The Cambridge History of English and American Literature in 18 Volumes (1907–21).
Volume IV. Prose and Poetry: Sir Thomas North to Michael Drayton.
§ 13. Towneley Mysteries
The so-called Towneley Mysteries are preserved in a MS. of the second half of the fifteenth century, and consist of thirty-two plays. They were, probably, intended to be produced by the crafts of Wakefield town, and it seems that, in this case, they were not played on movable scenes but on fixed stages erected along the route of the procession, so that the actors did not go to the spectators, but vice versa. The characteristic feature of this collection is a certain realistic buoyancy and, above all, the abundant display of a very robust kind of humour. Thus, the merry devil Tutivillus has found access into the last judgment scene (which, otherwise, is in accordance with the corresponding play in the York collection); the family quarrels in Noah’s household are nowhere else depicted so realistically; and, in the shepherds’ Christmas Eve scenes, the adventures of Mak the sheep-stealer take the foremost place. But the most grotesque figure of all is certainly Cain, who appears as the very type of a coarse and unmannerly rustic. According to medieval tradition, the reason why the Lord did not look graciously upon Cain’s offering was that Cain offered it unwillingly; and thence grew the commonplace of church literature, that Cain was the prototype of stingy peasants who tried to evade the obligation of paying tithes to the priests.
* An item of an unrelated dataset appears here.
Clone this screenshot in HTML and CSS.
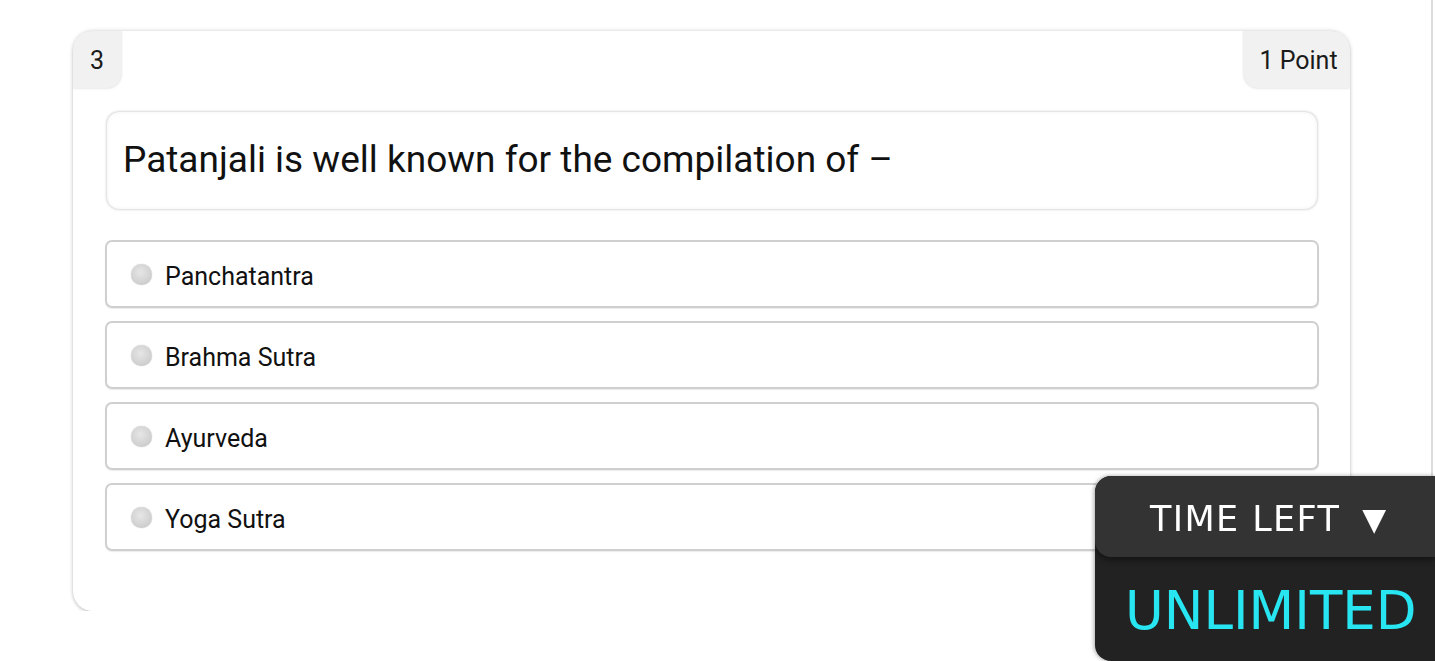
FILE: index.html
```html
<!DOCTYPE html>
<html>
<head>
<meta charset="utf-8">
<link rel="stylesheet" href="styles.css">
</head>
<body>
<div class="page">
  <div class="card">
    <div class="card-head">
      <div class="tab tab-num">3</div>
      <div class="tab tab-pts">1 Point</div>
    </div>
    <div class="question">Patanjali is well known for the compilation of –</div>
    <div class="options">
      <label class="option"><span class="radio"></span><span>Panchatantra</span></label>
      <label class="option"><span class="radio"></span><span>Brahma Sutra</span></label>
      <label class="option"><span class="radio"></span><span>Ayurveda</span></label>
      <label class="option"><span class="radio"></span><span>Yoga Sutra</span></label>
    </div>
  </div>
</div>
<div class="edge"></div>
<div class="timer">
  <div class="timer-head">TIME LEFT <span class="arrow">▼</span></div>
  <div class="timer-body">UNLIMITED</div>
</div>
</body>
</html>
```
FILE: styles.css
```css
* { box-sizing: border-box; }
html, body { margin: 0; padding: 0; background: #fff; }
body { font-family: Roboto, "Liberation Sans", sans-serif; color: #111; overflow: hidden; }

.page { padding: 31px 0 0 73px; }

.card {
  width: 1277px;
  height: 580px;
  background: #fff;
  border-radius: 20px;
  box-shadow: 0 0 4px rgba(0,0,0,0.2), 0 2px 3px rgba(0,0,0,0.10);
  overflow: hidden;
}

.card-head { display: flex; justify-content: space-between; height: 57px; }
.tab {
  background: #f1f1f1;
  height: 57px;
  display: flex;
  align-items: center;
  justify-content: center;
  font-size: 25px;
  color: #1a1a1a;
  padding-top: 2px;
  box-shadow: 0 0 3px rgba(0,0,0,0.18);
}
.tab-num { width: 48px; border-bottom-right-radius: 14px; }
.tab-pts { width: 106px; border-bottom-left-radius: 14px; padding-left: 3px; }

.question {
  margin: 24px 33px 0 34px;
  height: 97px;
  border-radius: 12px;
  box-shadow: 0 0 3px rgba(0,0,0,0.3), inset 0 0 4px rgba(0,0,0,0.06);
  display: flex;
  align-items: center;
  padding-left: 16px;
  padding-bottom: 2px;
  font-size: 37px;
  color: #111;
}

.options {
  margin: 31px 31px 0 32px;
  display: flex;
  flex-direction: column;
  gap: 13px;
}
.option {
  height: 68px;
  border: 2px solid #cfcfcf;
  border-radius: 7px;
  display: flex;
  align-items: center;
  padding-left: 24px;
  padding-top: 4px;
  font-size: 25px;
  color: #111;
  gap: 13px;
  box-shadow: 0 1px 1px rgba(0,0,0,0.08);
}
.radio {
  width: 21px;
  height: 21px;
  margin-top: -4px;
  border-radius: 50%;
  background: radial-gradient(circle at 45% 40%, #e6e6e6 0%, #d0d0d0 65%, #b8b8b8 100%);
  box-shadow: 0 0 1px rgba(0,0,0,0.35);
}

.edge {
  position: fixed;
  top: 0;
  bottom: 0;
  left: 1431px;
  width: 2px;
  background: #dcdcdc;
}

.timer {
  position: fixed;
  left: 1095px;
  right: 0;
  top: 476px;
  bottom: 0;
  background: #222;
  border-top-left-radius: 16px;
  border-bottom-left-radius: 16px;
  box-shadow: -1px 0 4px rgba(0,0,0,0.35);
  font-family: "DejaVu Sans", "Noto Sans", sans-serif;
  overflow: hidden;
}
.timer-head {
  height: 81px;
  background: #333;
  border-top-left-radius: 16px;
  border-bottom-left-radius: 16px;
  box-shadow: 0 3px 6px rgba(0,0,0,0.45);
  color: #fff;
  font-size: 35px;
  letter-spacing: 1.4px;
  display: flex;
  align-items: center;
  padding-left: 55px;
  padding-top: 5px;
}
.arrow { font-size: 31px; margin-left: 22px; }
.timer-body {
  height: 104px;
  color: #27e6f2;
  font-size: 53px;
  display: flex;
  align-items: center;
  padding-left: 30px;
  padding-top: 2px;
}
```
Though moral teaching does not play a great part in mysteries, clerical authors repeatedly made use of the occasion to impress the payment of tithe upon peasants as an important moral duty; and nowhere is this done with so palpable a directness as here. Cain selects sixteen sheaves for his offering, and, in doing so, he feels more and more heavy at heart, until, instead of sixteen, he gives but two. And when, after the ungracious reception of his offering, he swears and curses, the Lord Himself appears and says that the recompense for the offering will be exactly according as Cain delivers his tithes in a right or in a wrong proportion. After this long-drawn-out scene, the murder of the brother is treated quite shortly, almost en bagatelle. Joseph, who, in the York Plays, was described with evident tenderness, here has a few humorous features. After receiving the order for the flight to Egypt, he complains of the troubles that marriage has brought upon him, and warns the young people in his audience not to marry. Again, the boisterous tone of the tyrants is in this drama accentuated with particular zest.